Hearings can be subject to sudden cancellation or postponement and in certain instances part or all of a case may be heard in private. If you have a particular preference for a case, we advise that you contact us the day before your attendance.

Places are allocated on a first come, first served basis. Because of security requirements and health and safety restrictions, there can only be a maximum of 10 observers in each hearing room.

If your chosen hearing is unavailable, we will try to find another hearing for you to observe. Please note however, that this may not always be possible and you may be required to wait.

You can find directions to our main hearing venues on our website. When you arrive please speak with reception staff and they can direct you as appropriate.

Group observations

We request that groups of five or more observers book before attending. This will assist us in ensuring space is available to accommodate. If you would like to make a group booking please fill out an attendance form.

Please call the day before the hearing to confirm your booking on 020 7462 5800 or 020 7462 5801.

Hearing times

Our hearings normally start at 09:30 (09:00 for interim order hearings) and finish at 17:30. Observers are free to enter and leave the hearing room at any time during the proceedings, provided the case is not in private session.

What to expect

Like most legal proceedings, attending a case requires a lot of waiting.
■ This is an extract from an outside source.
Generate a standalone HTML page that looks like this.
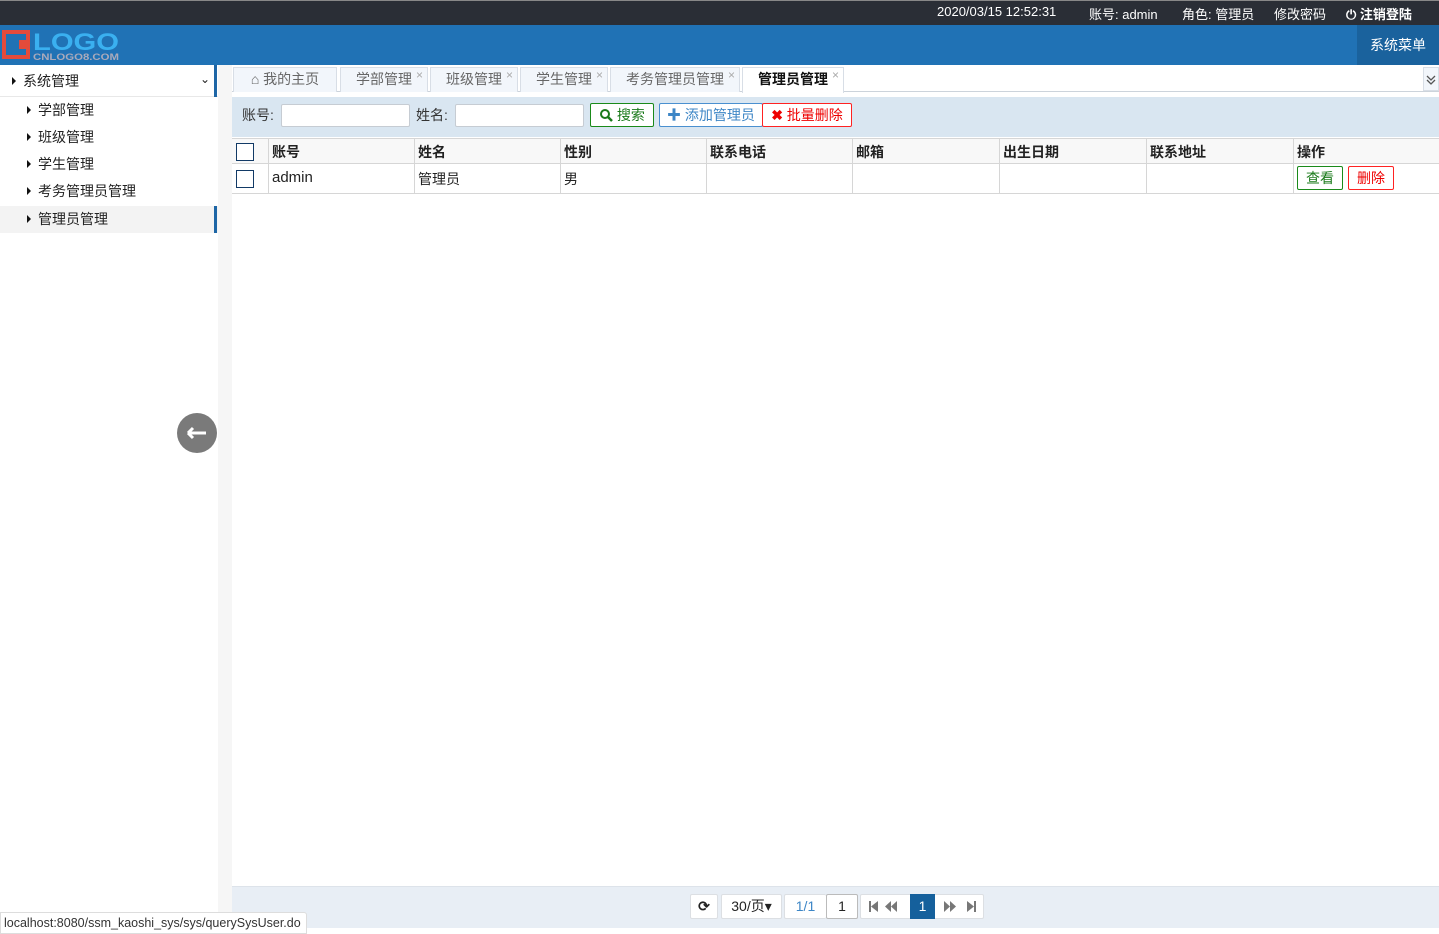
<!DOCTYPE html>
<html><head><meta charset="utf-8"><style>
*{margin:0;padding:0;box-sizing:border-box}
body{width:1439px;height:934px;position:relative;overflow:hidden;font-family:"Liberation Sans","Noto Sans CJK SC",sans-serif;font-size:13px;color:#222;background:#fff}
.abs{position:absolute}
.top{left:0;top:0;width:1439px;height:25px;background:#2a2e36;border-top:1px solid #888;color:#fff;font-size:13px}
.top span{position:absolute;top:3px}
.hdr{left:0;top:25px;width:1439px;height:40px;background:#2072b5}
.menu{right:0;top:25px;width:82px;height:40px;background:#1a629d;color:#fff;font-size:14px;line-height:40px;text-align:center}
.side{left:0;top:65px;width:218px;height:869px;background:#fff}
.gap{left:218px;top:65px;width:14px;height:869px;background:#f6f6f6}
.si{position:absolute;left:0;width:218px;height:27px;line-height:27px;font-size:14px;color:#222}
.tri{display:inline-block;width:0;height:0;border-top:4px solid transparent;border-bottom:4px solid transparent;border-left:4px solid #111;margin-right:7px;vertical-align:1px}
.tab{position:absolute;top:67px;height:25px;background:#f2f6fb;border:1px solid #d8dee6;border-bottom:none;color:#666;font-size:14px;line-height:23px;text-align:center}
.tab i{position:absolute;right:4px;top:-4px;font-style:normal;color:#aaa;font-size:12px}
.tb{left:232px;top:97px;width:1207px;height:40px;background:#d9e6f1}
.inp{position:absolute;top:104px;height:23px;background:#fff;border:1px solid #c6ccd3;border-radius:2px}
.btn{position:absolute;top:103px;height:24px;border:1px solid;border-radius:2px;font-size:14px;line-height:22px;text-align:center;background:#fff}
.th{left:232px;top:138px;width:1207px;height:26px;background:#f8f8f8;border-top:1px solid #d6d6d6;border-bottom:1px solid #d6d6d6}
.tr{left:232px;top:164px;width:1207px;height:30px;border-bottom:1px solid #d6d6d6}
.vl{position:absolute;top:138px;width:1px;height:56px;background:#d6d6d6}
.c{position:absolute;font-size:14px}
.cb{position:absolute;left:236px;width:18px;height:18px;border:1px solid #123a66;background:#fff}
.pg{left:232px;top:886px;width:1207px;height:42px;background:#e8eef5;border-top:1px solid #dde3ea}
.pb{position:absolute;top:894px;height:25px;background:#fff;border:1px solid #dcdfe3;border-radius:2px;text-align:center;line-height:23px;font-size:14px;color:#777}
</style></head><body>
<div class="abs top">
<span style="left:937px">2020/03/15 12:52:31</span>
<span style="left:1089px">账号: admin</span>
<span style="left:1182px">角色: 管理员</span>
<span style="left:1274px">修改密码</span>
<span style="left:1346px;font-weight:bold">⏻ 注销登陆</span>
</div>
<div class="abs hdr">
<svg width="125" height="40" style="position:absolute;left:0;top:0">
<rect x="2" y="5" width="28" height="29" fill="#e44b3b"/><rect x="6" y="9" width="20" height="21" fill="#2072b5"/><rect x="12" y="15" width="14" height="9" fill="#e44b3b"/><rect x="12" y="15" width="7" height="9" fill="#2072b5"/>
<text x="33" y="25" font-family="Liberation Sans" font-size="24" font-weight="bold" fill="#3ab0f0" textLength="86" lengthAdjust="spacingAndGlyphs">LOGO</text>
<text x="33" y="35" font-family="Liberation Sans" font-size="9" font-weight="bold" fill="#aab" textLength="86" lengthAdjust="spacingAndGlyphs">CNLOGO8.COM</text>
</svg>
</div>
<div class="abs menu">系统菜单</div>
<div class="abs side">
<div class="si" style="top:2px;padding-left:12px;border-bottom:1px solid #e8e8e8;height:30px;line-height:28px"><span class="tri"></span>系统管理<span style="position:absolute;right:8px;top:-2px;font-size:12px">⌄</span></div>
<div class="abs" style="left:214px;top:0;width:3px;height:32px;background:#1e66a6"></div>
<div class="si" style="top:32px;padding-left:27px"><span class="tri"></span>学部管理</div>
<div class="si" style="top:59px;padding-left:27px"><span class="tri"></span>班级管理</div>
<div class="si" style="top:86px;padding-left:27px"><span class="tri"></span>学生管理</div>
<div class="si" style="top:113px;padding-left:27px"><span class="tri"></span>考务管理员管理</div>
<div class="si" style="top:141px;padding-left:27px;background:#f3f3f3"><span class="tri"></span>管理员管理</div>
<div class="abs" style="left:214px;top:141px;width:3px;height:27px;background:#1e66a6"></div>
</div>
<div class="abs gap"></div>
<div class="abs" style="left:177px;top:413px;width:40px;height:40px;border-radius:50%;background:#7a7a7a"><svg width="40" height="40"><path d="M11 20H29M11 20L16 15M11 20L16 25" stroke="#fff" stroke-width="3" fill="none"/></svg></div>
<div class="abs" style="left:232px;top:91px;width:1207px;height:1px;background:#ccd3db"></div>
<div class="tab" style="left:233px;width:104px">⌂ 我的主页</div>
<div class="tab" style="left:340px;width:88px">学部管理<i>×</i></div>
<div class="tab" style="left:430px;width:88px">班级管理<i>×</i></div>
<div class="tab" style="left:520px;width:88px">学生管理<i>×</i></div>
<div class="tab" style="left:610px;width:130px">考务管理员管理<i>×</i></div>
<div class="tab" style="left:742px;width:102px;background:#fff;color:#111;font-weight:bold;height:26px">管理员管理<i style="font-weight:normal">×</i></div>
<div class="abs" style="left:1423px;top:67px;width:16px;height:24px;background:#f2f6fb;border:1px solid #d8dee6"><svg width="14" height="22"><path d="M3 8L7 12L11 8M3 12L7 16L11 12" stroke="#555" stroke-width="1.3" fill="none"/></svg></div>
<div class="abs tb"></div>
<div class="c" style="left:242px;top:105px;color:#333">账号:</div>
<div class="inp" style="left:281px;width:129px"></div>
<div class="c" style="left:416px;top:105px;color:#333">姓名:</div>
<div class="inp" style="left:455px;width:129px"></div>
<div class="btn" style="left:590px;width:64px;border-color:#1a8a1a;color:#1a7a1a"><svg width="14" height="14" style="vertical-align:-2px"><circle cx="6" cy="6" r="4" stroke="#1a7a1a" stroke-width="2" fill="none"/><path d="M9 9L13 13" stroke="#1a7a1a" stroke-width="2.5"/></svg> 搜索</div>
<div class="btn" style="left:659px;width:104px;border-color:#4a90d0;color:#3d86c6"><b>✚</b> 添加管理员</div>
<div class="btn" style="left:762px;width:90px;border-color:#f22;color:#e00"><b>✖</b> 批量删除</div>
<div class="abs th"></div><div class="abs tr"></div>
<div class="vl" style="left:268px"></div><div class="vl" style="left:414px"></div><div class="vl" style="left:560px"></div><div class="vl" style="left:706px"></div><div class="vl" style="left:852px"></div><div class="vl" style="left:999px"></div><div class="vl" style="left:1146px"></div><div class="vl" style="left:1293px"></div>
<div class="cb" style="top:143px"></div><div class="cb" style="top:170px"></div>
<div class="c" style="left:272px;top:142px;font-weight:bold">账号</div>
<div class="c" style="left:418px;top:142px;font-weight:bold">姓名</div>
<div class="c" style="left:564px;top:142px;font-weight:bold">性别</div>
<div class="c" style="left:710px;top:142px;font-weight:bold">联系电话</div>
<div class="c" style="left:856px;top:142px;font-weight:bold">邮箱</div>
<div class="c" style="left:1003px;top:142px;font-weight:bold">出生日期</div>
<div class="c" style="left:1150px;top:142px;font-weight:bold">联系地址</div>
<div class="c" style="left:1297px;top:142px;font-weight:bold">操作</div>
<div class="c" style="left:272px;top:169px;font-size:15px">admin</div>
<div class="c" style="left:418px;top:169px">管理员</div>
<div class="c" style="left:564px;top:169px">男</div>
<div class="btn" style="left:1297px;top:166px;width:46px;border-color:#1a8a1a;color:#1a7a1a">查看</div>
<div class="btn" style="left:1348px;top:166px;width:46px;border-color:#f22;color:#e00">删除</div>
<div class="abs pg"></div>
<div class="pb" style="left:690px;width:28px;color:#222;font-weight:bold">⟳</div>
<div class="pb" style="left:721px;width:61px;color:#222">30/页▾</div>
<div class="pb" style="left:784px;width:42px;color:#3d86c6;border-right:none">1/1</div>
<div class="pb" style="left:826px;width:32px;color:#222;border-color:#bbb">1</div>
<div class="pb" style="left:860px;width:124px"></div>
<svg class="abs" style="left:860px;top:894px" width="124" height="25">
<g fill="#777"><rect x="9" y="7" width="2" height="11"/><path d="M18 7L11 12.5L18 18Z"/>
<path d="M37 7L31 12.5L37 18Z"/><path d="M31 7L25 12.5L31 18Z"/>
<path d="M84 7L90 12.5L84 18Z"/><path d="M90 7L96 12.5L90 18Z"/>
<path d="M107 7L114 12.5L107 18Z"/><rect x="114" y="7" width="2" height="11"/></g></svg>
<div class="abs" style="left:910px;top:894px;width:25px;height:25px;background:#15609c;color:#fff;text-align:center;line-height:25px;font-size:14px">1</div>
<div class="abs" style="left:0;top:912px;width:307px;height:22px;background:#fff;border:1px solid #ddd;border-radius:0 3px 0 0;font-size:12.5px;color:#333;line-height:21px;padding-left:3px;white-space:nowrap;overflow:hidden">localhost:8080/ssm_kaoshi_sys/sys/querySysUser.do</div>
</body></html>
Whenever the panel deliberates, the case will go into private session and attendees will be asked to leave the hearing room. There are several intervals throughout the day. In these intervals, we can allocate you to another case upon your request. However, this is not always possible and you may have to wait.

Please dress appropriately, as these are formal proceedings.

Arriving late or leaving early

You do not need to notify us if you are arriving late or leaving early. All attendees are free to enter and leave the hearing at any time during the proceedings (provided the panel is not in private session).

During the hearing

The following people will be in the hearing room:

The panel
There will usually be three panel members present. They are independent of the NMC and completely impartial. At least one member of the panel will be a nurse or midwife. There will also be at least one lay member on the panel. This means they are from outside the profession and not on the NMC register.

The panel also includes a chair person who is an experienced panel member and is responsible for the proceedings.

The chair and the panel members are solely responsible for making the decision.

Legal assessor
The legal assessor is an independent and experienced barrister or solicitor. The legal assessor advises the panel on the law.

Case presenter
The case presenter sits away from the panel. They will act as prosecutor in the case, on behalf of the NMC, and will be calling the witnesses.

Panel secretary
The panel secretary is a member of NMC staff. The panel secretary helps the panel to run the hearing and draft its decision. The panel secretary will be a key contact for you throughout the day.

Nurse or midwife
The nurse or midwife under investigation may be present at the hearing. They may also be accompanied by a representative who will put their case forward on their behalf.

Witnesses
Witnesses can be called by the NMC or by the nurse or midwife under investigation. Witnesses give evidence under oath about what happened.

Shorthand writer
There may be a shorthand writer or logger present throughout the hearing, in both public and private sessions, to record the proceedings.

Resuming hearings

These are cases that started at an earlier date, were adjourned and will resume at a later date. Observers are generally not recommended to attend these, as most issues and evidence have already been heard. However, our hearings are open to the public and you are welcome to attend a resuming hearing.

Nursing and midwifery cases

The procedure for nursing and midwifery cases is virtually identical. The difference lies in the content matter. Therefore, you will gain a feel for the procedure by attending any NMC case.

Noise and disturbances

Please ensure your phone is turned off and you remain silent during the hearing. Do not distract the panellists or others present at the hearings in any way.

You cannot bring canned drinks or food into the hearing room, however screw-top drinks are allowed.

Recording equipment

You cannot digitally record the hearing, however you may take manual notes if you wish to do so.

Fire safety

Please make sure you know where the fire escapes are. In the event of an evacuation, our staff will help you.

If you have any questions about the proceedings, you should speak to the panel secretary or reception staff.